Guided topic modelling: When the analytical goal is to find topics aligned with specific predefined categories rather than whatever naturally emerges from the data, sentence transformers can be fine-tuned using contrastive learning. Positive and negative example pairs are used to adjust the embedding space so that it reflects the project's analytical distinctions. This converts topic modelling from purely unsupervised to a form of active learning — useful when a client has a specific thematic framework they need to validate against the data.
Multilingual pipelines: For datasets spanning multiple languages, two strategies are used: embedding the source text directly using a multilingual sentence transformer (if a suitable model exists), or translating to English first and running a monolingual model. The translation approach introduces quality risk — translation errors propagate into topic definitions — and requires a structured evaluation of the translation model before use.

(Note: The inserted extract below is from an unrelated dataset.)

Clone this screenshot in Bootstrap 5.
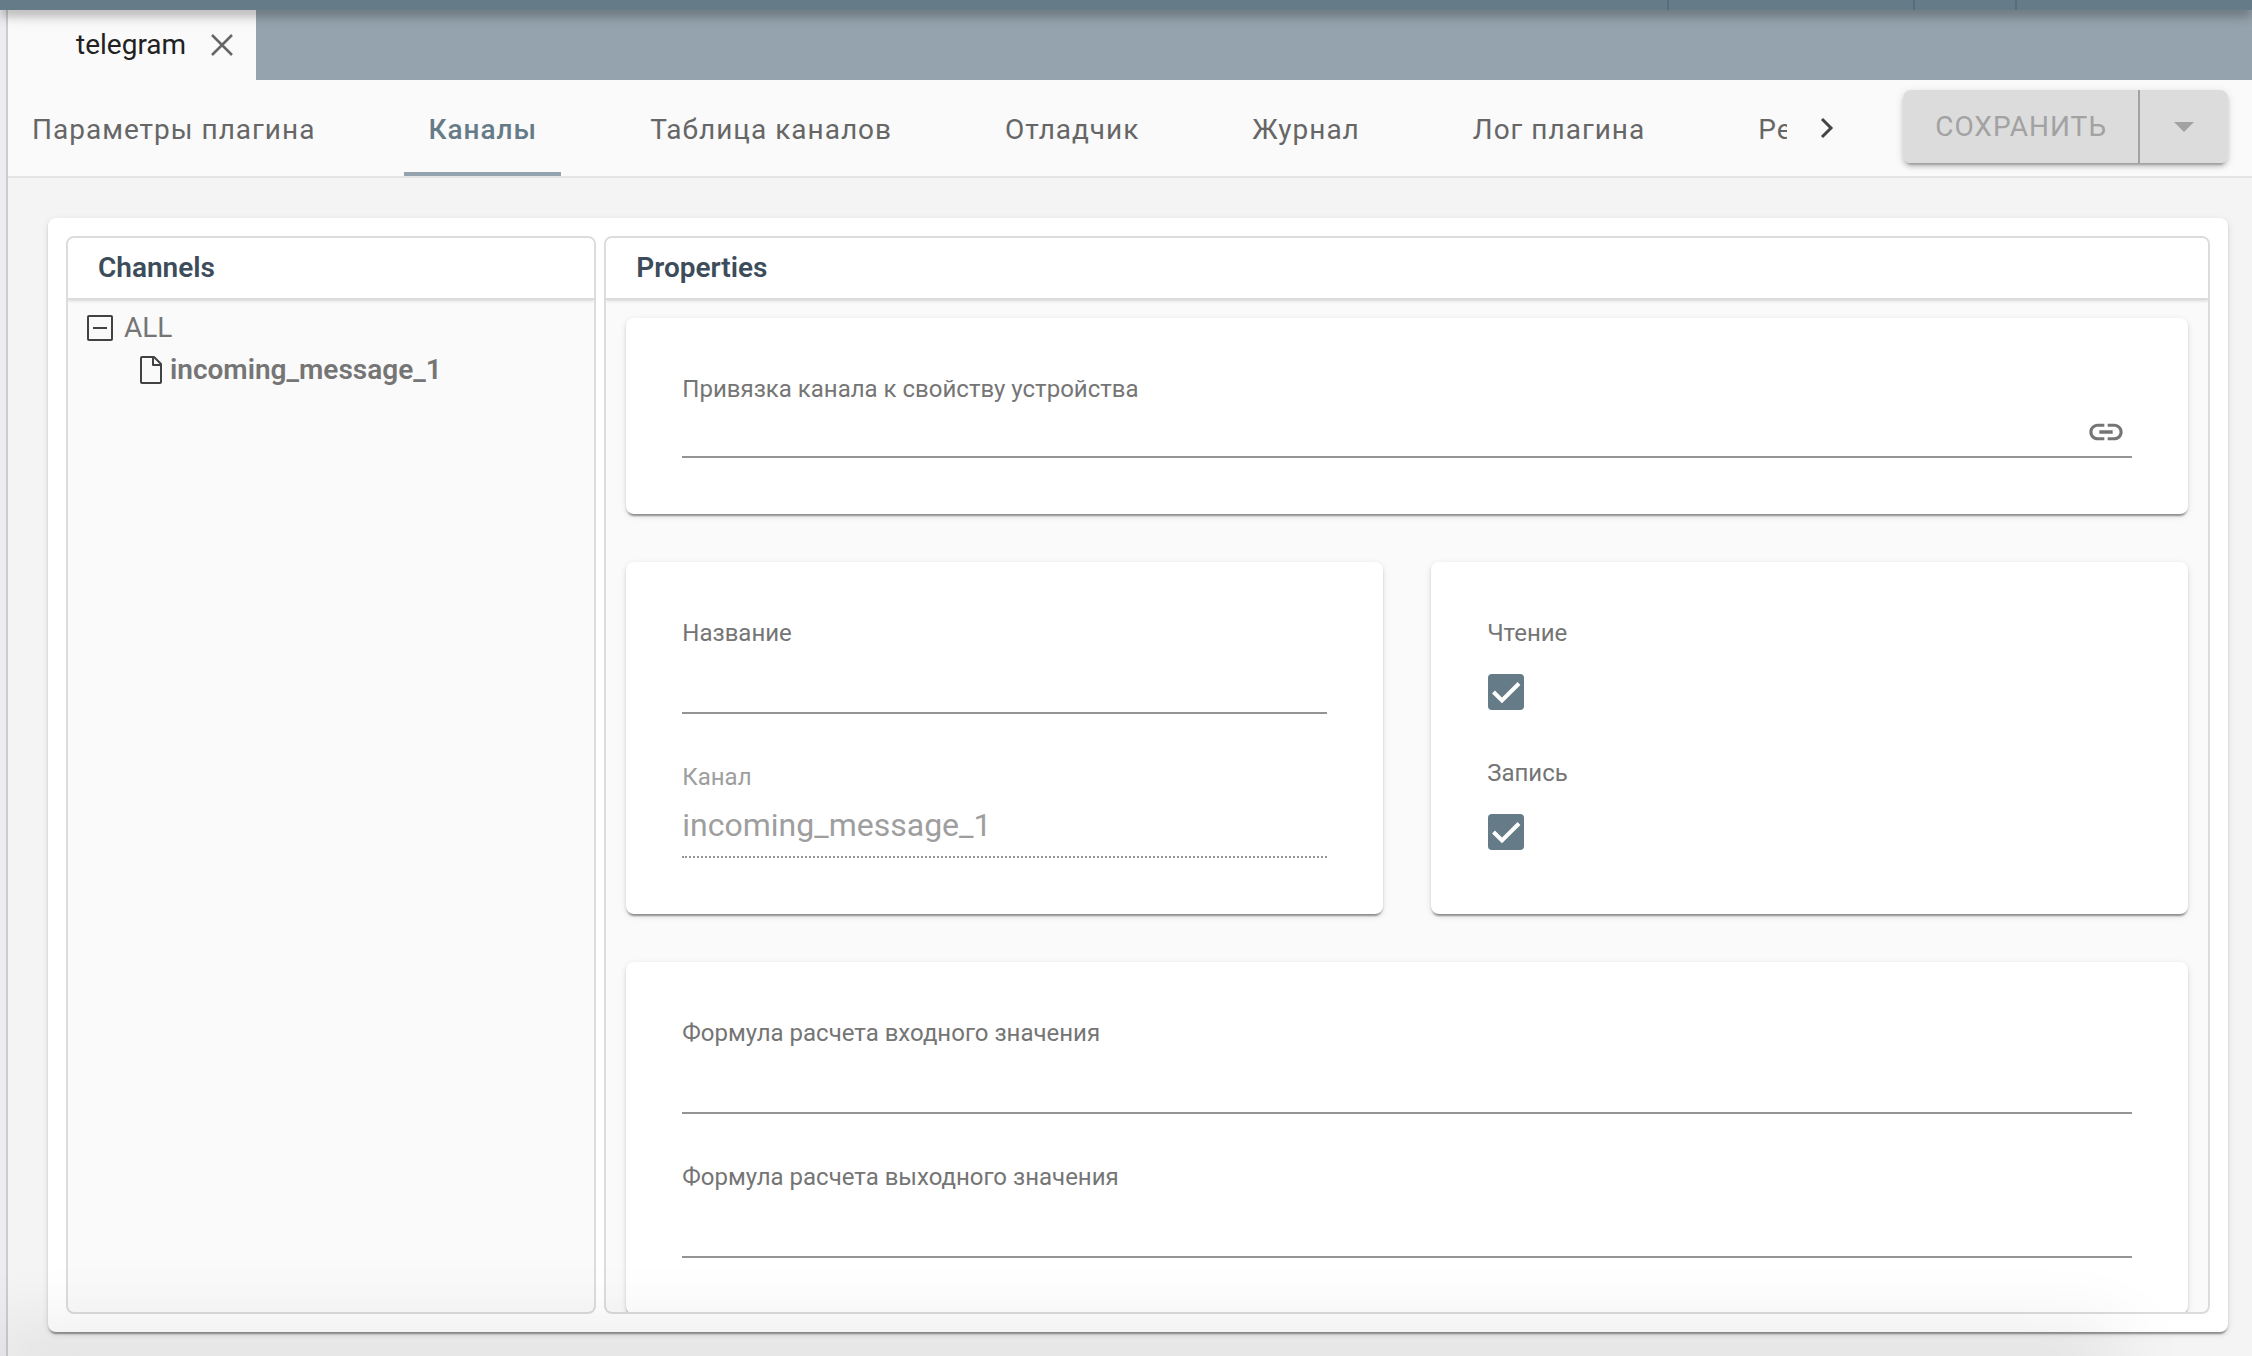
<!DOCTYPE html>
<html lang="ru">
<head>
<meta charset="utf-8">
<meta name="viewport" content="width=device-width, initial-scale=1">
<title>telegram</title>
<link href="https://cdn.jsdelivr.net/npm/bootstrap@5.3.0/dist/css/bootstrap.min.css" rel="stylesheet">
<style>
  body { font-family: Roboto, "Liberation Sans", sans-serif; font-size: 28px; line-height: 40px; background: #f4f4f4; color: #666; }
  .app-bar { height: 10px; background: #667b88; box-shadow: 0 4px 8px -2px rgba(0,0,0,.2), 0 8px 10px rgba(0,0,0,.14), 0 2px 20px rgba(0,0,0,.12); z-index: 3; }
  .app-bar span { border-left: 2px solid #566d7b; }
  .bar-a { width: 246px; } .bar-b { width: 102px; } .bar-c { width: 237px; }
  .rail { width: 8px; background: #ecedf0; border-right: 2px solid #ccc; }
  .doc-tabs { height: 70px; background: #95a3ae; }
  .doc-tab { width: 248px; background: #fafafa; color: #212121; padding: 0 22px 0 68px; }
  .plain-btn { border: 0; background: none; padding: 0; line-height: 0; color: inherit; }
  .doc-tab .plain-btn { color: #666; }
  .tool-row { background: #fafafa; border-bottom: 2px solid #e4e4e4; padding-right: 24px; }
  .tabs-strip { height: 96px; gap: 65px; }
  .tabs-strip a { color: #666; padding: 8px 24px 0; border-bottom: 4px solid transparent; text-decoration: none; white-space: nowrap; letter-spacing: 1px; }
  .tabs-strip a.active { color: #667b88; border-color: #95a3ae; font-weight: 500; }
  .strip-next { width: 80px; color: #444; }
  .save-group { margin: 10px 0 0 36px; border-radius: 8px; box-shadow: 0 6px 2px -4px rgba(0,0,0,.2), 0 4px 4px rgba(0,0,0,.14), 0 2px 10px rgba(0,0,0,.12); }
  .save-group .btn { height: 73px; font-size: 28px; line-height: 40px; letter-spacing: 1px; color: #a2a2a2; background: #dcdcdc; border: 0; border-radius: 8px; opacity: 1; padding: 0 32px; }
  .save-group .btn + .btn { border-left: 2px solid #a2a2a2; width: 90px; }
  .sheet { margin: 40px 24px 24px 40px; padding: 18px; background: #fff; gap: 8px; }
  .raised { border-radius: 8px; box-shadow: 0 4px 2px -2px rgba(0,0,0,.28), 0 2px 2px rgba(0,0,0,.14), 0 2px 6px rgba(0,0,0,.12); }
  .pane { border: 2px solid #dcdcdc; border-radius: 8px; background: #fafafa; }
  .pane-tree { flex: 23 1 0; }
  .pane-props { flex: 70 1 0; }
  .pane h2 { margin: 0; padding: 10px 30px; font-size: 28px; line-height: 40px; font-weight: 600; color: #3d4c5a; background: #fff; border-bottom: 2px solid #dcdcdc; box-shadow: 0 1px 3px rgba(0,0,0,.14); }
  .tree { padding: 7px 18px; line-height: 42px; color: #757575; }
  .tree .leaf { padding-left: 54px; font-weight: 600; gap: 8px; }
  .tree .branch { gap: 10px; }
  .props-body { padding: 18px 20px 0; gap: 48px; }
  .box { padding: 56px; background: #fff; gap: 48px; }
  .box-half { flex: 1 1 0; }
  .field label { display: block; font-size: 24px; line-height: 30px; color: #757575; }
  .field .form-control { height: 66px; padding: 2px 0 0; border: 0; border-bottom: 2px solid #949494; border-radius: 0; background: none; font-size: 32px; line-height: 40px; color: #333; }
  .field .form-control:disabled { border-bottom-style: dotted; color: #9e9e9e; }
  .field.off label { color: #9e9e9e; }
  .linked { border-bottom: 2px solid #949494; padding: 4px 6px 0 0; }
  .linked .form-control { height: 48px; border: 0; }
  .linked .plain-btn { color: #757575; }
  .field .form-check-input { display: block; float: none; width: 36px; height: 36px; margin: 26px 0 0 1px; border: 0; border-radius: 4px; }
  .field .form-check-input:checked { background-color: #667b88; background-size: 36px 36px; background-image: url("data:image/svg+xml,%3csvg xmlns='http://www.w3.org/2000/svg' viewBox='0 0 36 36'%3e%3cpath fill='none' stroke='%23fff' stroke-width='4' d='M5.500 18l8.500 8.500L31 9.500'/%3e%3c/svg%3e"); }
  .dock-shade { position: fixed; left: 0; right: 150px; bottom: -2px; height: 1px; box-shadow: 0 0 76px 14px rgba(0,0,0,.18); pointer-events: none; }
</style>
</head>
<body class="vh-100 d-flex flex-column overflow-hidden">
  <header class="app-bar flex-shrink-0 d-flex justify-content-end position-relative">
    <span class="bar-a"></span><span class="bar-b"></span><span class="bar-c"></span>
  </header>
  <div class="d-flex flex-grow-1 overflow-hidden">
    <div class="rail flex-shrink-0"></div>
    <div class="d-flex flex-column flex-grow-1 overflow-hidden">
      <div class="doc-tabs d-flex flex-shrink-0">
        <div class="doc-tab d-flex align-items-center justify-content-between">
          <span>telegram</span>
          <button class="plain-btn" type="button" aria-label="Закрыть">
            <svg width="24" height="24" viewBox="0 0 24 24" fill="none" stroke="currentColor" stroke-width="2.500"><path d="M2 2l20 20M22 2L2 22"/></svg>
          </button>
        </div>
      </div>
      <div class="tool-row d-flex align-items-stretch flex-shrink-0">
        <nav class="tabs-strip d-flex overflow-hidden flex-grow-1">
          <a class="d-flex align-items-center" href="#">Параметры плагина</a>
          <a class="d-flex align-items-center active" href="#" aria-current="page">Каналы</a>
          <a class="d-flex align-items-center" href="#">Таблица каналов</a>
          <a class="d-flex align-items-center" href="#">Отладчик</a>
          <a class="d-flex align-items-center" href="#">Журнал</a>
          <a class="d-flex align-items-center" href="#">Лог плагина</a>
          <a class="d-flex align-items-center" href="#">Ресурсы</a>
        </nav>
        <button class="plain-btn strip-next flex-shrink-0" type="button" aria-label="Далее">
          <svg width="20" height="24" viewBox="0 0 20 24" fill="none" stroke="currentColor" stroke-width="3"><path d="M5 3l9 9-9 9"/></svg>
        </button>
        <div class="btn-group save-group align-self-start flex-shrink-0">
          <button class="btn" type="button" disabled>СОХРАНИТЬ</button>
          <button class="btn" type="button" disabled aria-label="Другие действия">
            <svg class="d-block mx-auto" width="20" height="10" viewBox="0 0 20 10" fill="currentColor"><path d="M0 0h20L10 10z"/></svg>
          </button>
        </div>
      </div>
      <main class="sheet raised d-flex flex-grow-1 overflow-hidden">
        <section class="pane pane-tree d-flex flex-column overflow-hidden">
          <h2>Channels</h2>
          <div class="tree">
            <div class="branch d-flex align-items-center">
              <svg width="28" height="28" viewBox="0 0 28 28" fill="none" stroke="#424242" stroke-width="2"><rect x="2" y="2" width="24" height="24" rx="1"/><path d="M7 14h14"/></svg>
              <span>ALL</span>
            </div>
            <div class="leaf d-flex align-items-center">
              <svg width="22" height="28" viewBox="0 0 22 28" fill="none" stroke="#424242" stroke-width="2" stroke-linejoin="round"><path d="M2 1h12l7 7v18a1 1 0 0 1-1 1H2a1 1 0 0 1-1-1V2a1 1 0 0 1 1-1zM13 1v8h8"/></svg>
              <span>incoming_message_1</span>
            </div>
          </div>
        </section>
        <section class="pane pane-props d-flex flex-column overflow-hidden">
          <h2>Properties</h2>
          <form class="props-body d-flex flex-column overflow-hidden">
            <div class="box raised flex-shrink-0">
              <div class="field">
                <label for="binding">Привязка канала к свойству устройства</label>
                <div class="linked d-flex align-items-center">
                  <input class="form-control" id="binding" type="text">
                  <button class="plain-btn" type="button" aria-label="Привязать">
                    <svg width="40" height="40" viewBox="0 0 24 24" fill="currentColor"><path d="M3.900 12c0-1.710 1.390-3.100 3.100-3.100h4V7H7c-2.760 0-5 2.240-5 5s2.240 5 5 5h4v-1.900H7c-1.710 0-3.100-1.390-3.100-3.100zM8 13h8v-2H8v2zm9-6h-4v1.900h4c1.710 0 3.100 1.390 3.100 3.100s-1.390 3.100-3.100 3.100h-4V17h4c2.760 0 5-2.240 5-5s-2.240-5-5-5z"/></svg>
                  </button>
                </div>
              </div>
            </div>
            <div class="d-flex gap-5 flex-shrink-0">
              <div class="box box-half raised d-flex flex-column">
                <div class="field">
                  <label for="title">Название</label>
                  <input class="form-control" id="title" type="text">
                </div>
                <div class="field off">
                  <label for="channel">Канал</label>
                  <input class="form-control" id="channel" type="text" value="incoming_message_1" disabled>
                </div>
              </div>
              <div class="box box-half raised d-flex flex-column">
                <div class="field">
                  <label for="read">Чтение</label>
                  <input class="form-check-input" id="read" type="checkbox" checked>
                </div>
                <div class="field">
                  <label for="write">Запись</label>
                  <input class="form-check-input" id="write" type="checkbox" checked>
                </div>
              </div>
            </div>
            <div class="box raised d-flex flex-column flex-shrink-0">
              <div class="field">
                <label for="formula-in">Формула расчета входного значения</label>
                <input class="form-control" id="formula-in" type="text">
              </div>
              <div class="field">
                <label for="formula-out">Формула расчета выходного значения</label>
                <input class="form-control" id="formula-out" type="text">
              </div>
            </div>
          </form>
        </section>
      </main>
    </div>
  </div>
  <div class="dock-shade"></div>
<script src="https://cdn.jsdelivr.net/npm/bootstrap@5.3.0/dist/js/bootstrap.bundle.min.js"></script>
</body>
</html>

See Machine Translation Evaluation for the full framework used in these decisions.
Outlier mitigation: The HDBSCAN -1 cluster can contain 40–60% of the data in some datasets. Two approaches — soft clustering (using the membership probability vector to assign fringe messages to nearby core topics) and k-means (applied to the -1 cluster using the HDBSCAN topic count as k) — have been experimentally evaluated. See Outlier Mitigation in HDBSCAN for the full investigation.
Applied in
Used across multiple social media analysis and mainstream media monitoring projects — including advocacy tracking, disinformation analysis, and economic discourse analysis — spanning English and multilingual corpora in Arabic, Turkish, and Farsi.